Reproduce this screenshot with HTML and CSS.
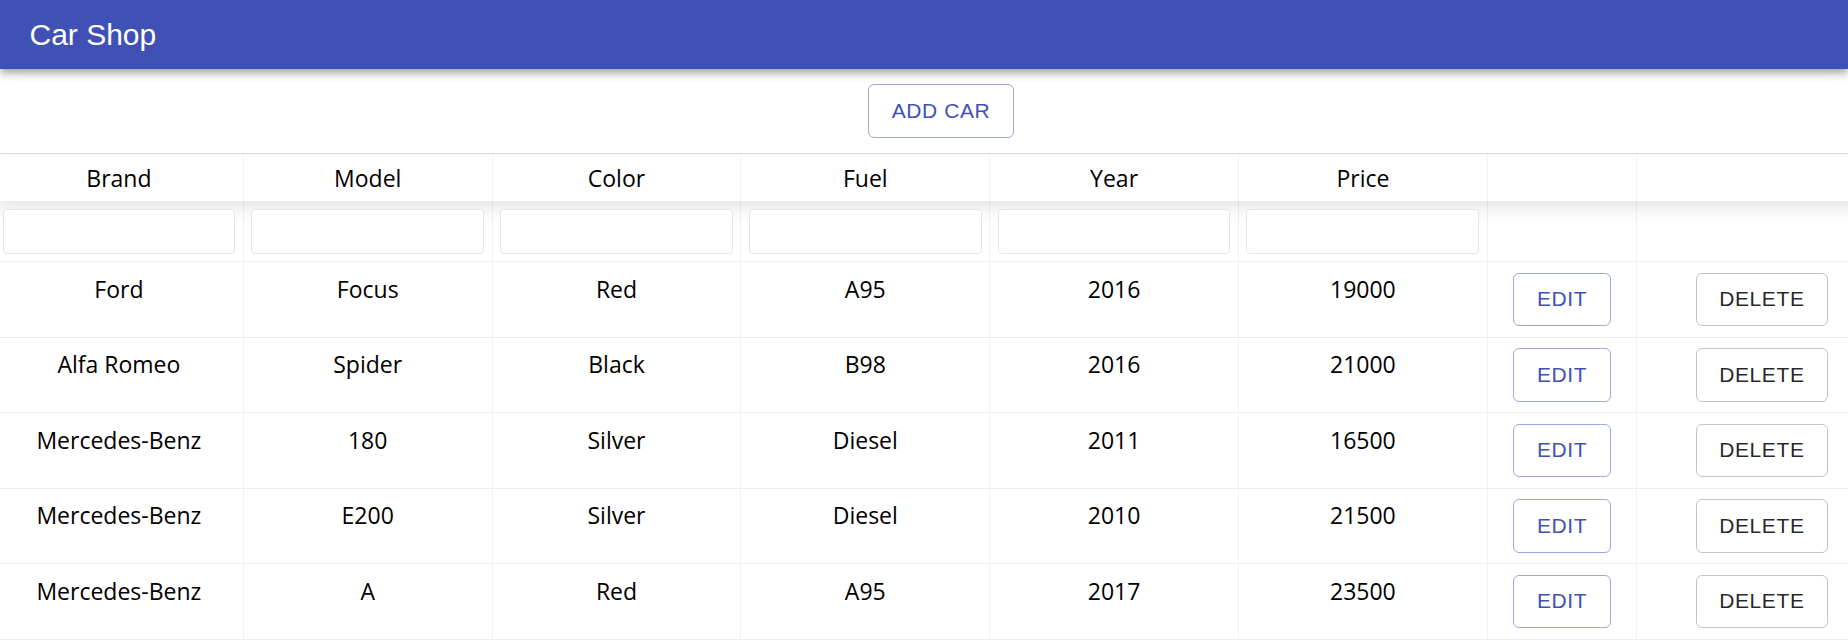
FILE: index.html
```html
<!DOCTYPE html>
<html lang="en">
<head>
<meta charset="utf-8">
<title>Car Shop</title>
<link rel="stylesheet" href="styles.css">
</head>
<body>
<header class="appbar">
  <h1 class="title">Car Shop</h1>
</header>
<div class="actions">
  <button class="btn btn-primary">Add car</button>
</div>
<div class="table-wrap">
  <div class="table">
    <div class="row head">
      <div class="cell">Brand</div>
      <div class="cell">Model</div>
      <div class="cell">Color</div>
      <div class="cell">Fuel</div>
      <div class="cell">Year</div>
      <div class="cell">Price</div>
      <div class="cell col-edit"></div>
      <div class="cell col-del"></div>
    </div>
    <div class="row filters">
      <div class="cell"><input class="filter" type="text"></div>
      <div class="cell"><input class="filter" type="text"></div>
      <div class="cell"><input class="filter" type="text"></div>
      <div class="cell"><input class="filter" type="text"></div>
      <div class="cell"><input class="filter" type="text"></div>
      <div class="cell"><input class="filter" type="text"></div>
      <div class="cell col-edit"></div>
      <div class="cell col-del"></div>
    </div>
    <div class="row data">
      <div class="cell">Ford</div>
      <div class="cell">Focus</div>
      <div class="cell">Red</div>
      <div class="cell">A95</div>
      <div class="cell">2016</div>
      <div class="cell">19000</div>
      <div class="cell col-edit action"><button class="btn btn-primary">Edit</button></div>
      <div class="cell col-del action"><button class="btn btn-default">Delete</button></div>
    </div>
    <div class="row data">
      <div class="cell">Alfa Romeo</div>
      <div class="cell">Spider</div>
      <div class="cell">Black</div>
      <div class="cell">B98</div>
      <div class="cell">2016</div>
      <div class="cell">21000</div>
      <div class="cell col-edit action"><button class="btn btn-primary">Edit</button></div>
      <div class="cell col-del action"><button class="btn btn-default">Delete</button></div>
    </div>
    <div class="row data">
      <div class="cell">Mercedes-Benz</div>
      <div class="cell">180</div>
      <div class="cell">Silver</div>
      <div class="cell">Diesel</div>
      <div class="cell">2011</div>
      <div class="cell">16500</div>
      <div class="cell col-edit action"><button class="btn btn-primary">Edit</button></div>
      <div class="cell col-del action"><button class="btn btn-default">Delete</button></div>
    </div>
    <div class="row data">
      <div class="cell">Mercedes-Benz</div>
      <div class="cell">E200</div>
      <div class="cell">Silver</div>
      <div class="cell">Diesel</div>
      <div class="cell">2010</div>
      <div class="cell">21500</div>
      <div class="cell col-edit action"><button class="btn btn-primary">Edit</button></div>
      <div class="cell col-del action"><button class="btn btn-default">Delete</button></div>
    </div>
    <div class="row data">
      <div class="cell">Mercedes-Benz</div>
      <div class="cell">A</div>
      <div class="cell">Red</div>
      <div class="cell">A95</div>
      <div class="cell">2017</div>
      <div class="cell">23500</div>
      <div class="cell col-edit action"><button class="btn btn-primary">Edit</button></div>
      <div class="cell col-del action"><button class="btn btn-default">Delete</button></div>
    </div>
  </div>
</div>
</body>
</html>
```
FILE: styles.css
```css
* { box-sizing: border-box; }

html, body {
  margin: 0;
  padding: 0;
  overflow: hidden;
  background: #fff;
}

body {
  font-family: "Open Sans", "Noto Sans", sans-serif;
  color: #000;
}

.appbar {
  position: relative;
  z-index: 2;
  height: 69px;
  background: #3f51b5;
  display: flex;
  align-items: center;
  padding-left: 29.5px;
  box-shadow: 0 3px 6px -1.5px rgba(0,0,0,.2), 0 6px 7.5px 0 rgba(0,0,0,.14), 0 1.5px 15px 0 rgba(0,0,0,.12);
}

.title {
  margin: 0;
  font-family: "Liberation Sans", Arial, sans-serif;
  font-weight: 400;
  font-size: 30px;
  line-height: 48px;
  color: #fff;
}

.actions {
  display: flex;
  justify-content: center;
  padding: 15px 0 15.5px 34px;
}

.btn {
  font-family: "Liberation Sans", Arial, sans-serif;
  font-size: 21px;
  font-weight: 400;
  letter-spacing: 0.6px;
  text-transform: uppercase;
  line-height: 36.5px;
  padding: 7.5px 22.5px;
  border-radius: 6px;
  background: transparent;
  min-width: 96px;
  margin: 0;
}

.btn-primary {
  color: #3f51b5;
  border: 1px solid rgba(63,81,181,.5);
}

.btn-default {
  color: rgba(0,0,0,.87);
  border: 1px solid rgba(0,0,0,.23);
}

.table-wrap {
  overflow: hidden;
}

.table {
  margin-left: -5px;
  width: 1893px;
  border-top: 1px solid rgba(0,0,0,.1);
}

.row {
  display: flex;
}

.cell {
  flex: 0 0 248.8px;
  width: 248.8px;
  border-right: 1px solid rgba(0,0,0,.05);
  text-align: center;
  white-space: nowrap;
  overflow: hidden;
  font-size: 23px;
  line-height: 32px;
}

.cell.col-edit {
  flex: 0 0 149.6px;
  width: 149.6px;
}

.cell.col-del {
  flex: 0 0 250px;
  width: 250px;
}

.head {
  position: relative;
  z-index: 1;
  box-shadow: 0 3px 22px 0 rgba(0,0,0,.15);
}

.head .cell {
  padding: 7.5px 7.5px;
  height: 47px;
}

.filters {
  border-bottom: 1px solid rgba(0,0,0,.06);
}

.filters .cell {
  padding: 7.5px 7.5px;
  height: 60px;
  overflow: visible;
}

.filter {
  display: block;
  width: 100%;
  height: 45px;
  margin: 0;
  border: 1px solid rgba(0,0,0,.1);
  border-radius: 4.5px;
  background: #fff;
  position: relative;
  z-index: 2;
}

.data {
  border-bottom: 1px solid rgba(0,0,0,.07);
}

.data .cell {
  padding: 10.5px 7.5px;
  height: 74.5px;
}

.cell.action {
  display: flex;
  justify-content: center;
  align-items: flex-start;
}
```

• DESCRIPTION OF THE TASK
Omitting all images, print the listing exactly.

• ANSWER FOR THE TASK
Reproduce this screenshot with HTML and CSS.
FILE: index.html
```html
<!DOCTYPE html>
<html lang="en">
<head>
<meta charset="utf-8">
<title>Car Shop</title>
<link rel="stylesheet" href="styles.css">
</head>
<body>
<header class="appbar">
  <h1 class="title">Car Shop</h1>
</header>
<div class="actions">
  <button class="btn btn-primary">Add car</button>
</div>
<div class="table-wrap">
  <div class="table">
    <div class="row head">
      <div class="cell">Brand</div>
      <div class="cell">Model</div>
      <div class="cell">Color</div>
      <div class="cell">Fuel</div>
      <div class="cell">Year</div>
      <div class="cell">Price</div>
      <div class="cell col-edit"></div>
      <div class="cell col-del"></div>
    </div>
    <div class="row filters">
      <div class="cell"><input class="filter" type="text"></div>
      <div class="cell"><input class="filter" type="text"></div>
      <div class="cell"><input class="filter" type="text"></div>
      <div class="cell"><input class="filter" type="text"></div>
      <div class="cell"><input class="filter" type="text"></div>
      <div class="cell"><input class="filter" type="text"></div>
      <div class="cell col-edit"></div>
      <div class="cell col-del"></div>
    </div>
    <div class="row data">
      <div class="cell">Ford</div>
      <div class="cell">Focus</div>
      <div class="cell">Red</div>
      <div class="cell">A95</div>
      <div class="cell">2016</div>
      <div class="cell">19000</div>
      <div class="cell col-edit action"><button class="btn btn-primary">Edit</button></div>
      <div class="cell col-del action"><button class="btn btn-default">Delete</button></div>
    </div>
    <div class="row data">
      <div class="cell">Alfa Romeo</div>
      <div class="cell">Spider</div>
      <div class="cell">Black</div>
      <div class="cell">B98</div>
      <div class="cell">2016</div>
      <div class="cell">21000</div>
      <div class="cell col-edit action"><button class="btn btn-primary">Edit</button></div>
      <div class="cell col-del action"><button class="btn btn-default">Delete</button></div>
    </div>
    <div class="row data">
      <div class="cell">Mercedes-Benz</div>
      <div class="cell">180</div>
      <div class="cell">Silver</div>
      <div class="cell">Diesel</div>
      <div class="cell">2011</div>
      <div class="cell">16500</div>
      <div class="cell col-edit action"><button class="btn btn-primary">Edit</button></div>
      <div class="cell col-del action"><button class="btn btn-default">Delete</button></div>
    </div>
    <div class="row data">
      <div class="cell">Mercedes-Benz</div>
      <div class="cell">E200</div>
      <div class="cell">Silver</div>
      <div class="cell">Diesel</div>
      <div class="cell">2010</div>
      <div class="cell">21500</div>
      <div class="cell col-edit action"><button class="btn btn-primary">Edit</button></div>
      <div class="cell col-del action"><button class="btn btn-default">Delete</button></div>
    </div>
    <div class="row data">
      <div class="cell">Mercedes-Benz</div>
      <div class="cell">A</div>
      <div class="cell">Red</div>
      <div class="cell">A95</div>
      <div class="cell">2017</div>
      <div class="cell">23500</div>
      <div class="cell col-edit action"><button class="btn btn-primary">Edit</button></div>
      <div class="cell col-del action"><button class="btn btn-default">Delete</button></div>
    </div>
  </div>
</div>
</body>
</html>
```
FILE: styles.css
```css
* { box-sizing: border-box; }

html, body {
  margin: 0;
  padding: 0;
  overflow: hidden;
  background: #fff;
}

body {
  font-family: "Open Sans", "Noto Sans", sans-serif;
  color: #000;
}

.appbar {
  position: relative;
  z-index: 2;
  height: 69px;
  background: #3f51b5;
  display: flex;
  align-items: center;
  padding-left: 29.5px;
  box-shadow: 0 3px 6px -1.5px rgba(0,0,0,.2), 0 6px 7.5px 0 rgba(0,0,0,.14), 0 1.5px 15px 0 rgba(0,0,0,.12);
}

.title {
  margin: 0;
  font-family: "Liberation Sans", Arial, sans-serif;
  font-weight: 400;
  font-size: 30px;
  line-height: 48px;
  color: #fff;
}

.actions {
  display: flex;
  justify-content: center;
  padding: 15px 0 15.5px 34px;
}

.btn {
  font-family: "Liberation Sans", Arial, sans-serif;
  font-size: 21px;
  font-weight: 400;
  letter-spacing: 0.6px;
  text-transform: uppercase;
  line-height: 36.5px;
  padding: 7.5px 22.5px;
  border-radius: 6px;
  background: transparent;
  min-width: 96px;
  margin: 0;
}

.btn-primary {
  color: #3f51b5;
  border: 1px solid rgba(63,81,181,.5);
}

.btn-default {
  color: rgba(0,0,0,.87);
  border: 1px solid rgba(0,0,0,.23);
}

.table-wrap {
  overflow: hidden;
}

.table {
  margin-left: -5px;
  width: 1893px;
  border-top: 1px solid rgba(0,0,0,.1);
}

.row {
  display: flex;
}

.cell {
  flex: 0 0 248.8px;
  width: 248.8px;
  border-right: 1px solid rgba(0,0,0,.05);
  text-align: center;
  white-space: nowrap;
  overflow: hidden;
  font-size: 23px;
  line-height: 32px;
}

.cell.col-edit {
  flex: 0 0 149.6px;
  width: 149.6px;
}

.cell.col-del {
  flex: 0 0 250px;
  width: 250px;
}

.head {
  position: relative;
  z-index: 1;
  box-shadow: 0 3px 22px 0 rgba(0,0,0,.15);
}

.head .cell {
  padding: 7.5px 7.5px;
  height: 47px;
}

.filters {
  border-bottom: 1px solid rgba(0,0,0,.06);
}

.filters .cell {
  padding: 7.5px 7.5px;
  height: 60px;
  overflow: visible;
}

.filter {
  display: block;
  width: 100%;
  height: 45px;
  margin: 0;
  border: 1px solid rgba(0,0,0,.1);
  border-radius: 4.5px;
  background: #fff;
  position: relative;
  z-index: 2;
}

.data {
  border-bottom: 1px solid rgba(0,0,0,.07);
}

.data .cell {
  padding: 10.5px 7.5px;
  height: 74.5px;
}

.cell.action {
  display: flex;
  justify-content: center;
  align-items: flex-start;
}
```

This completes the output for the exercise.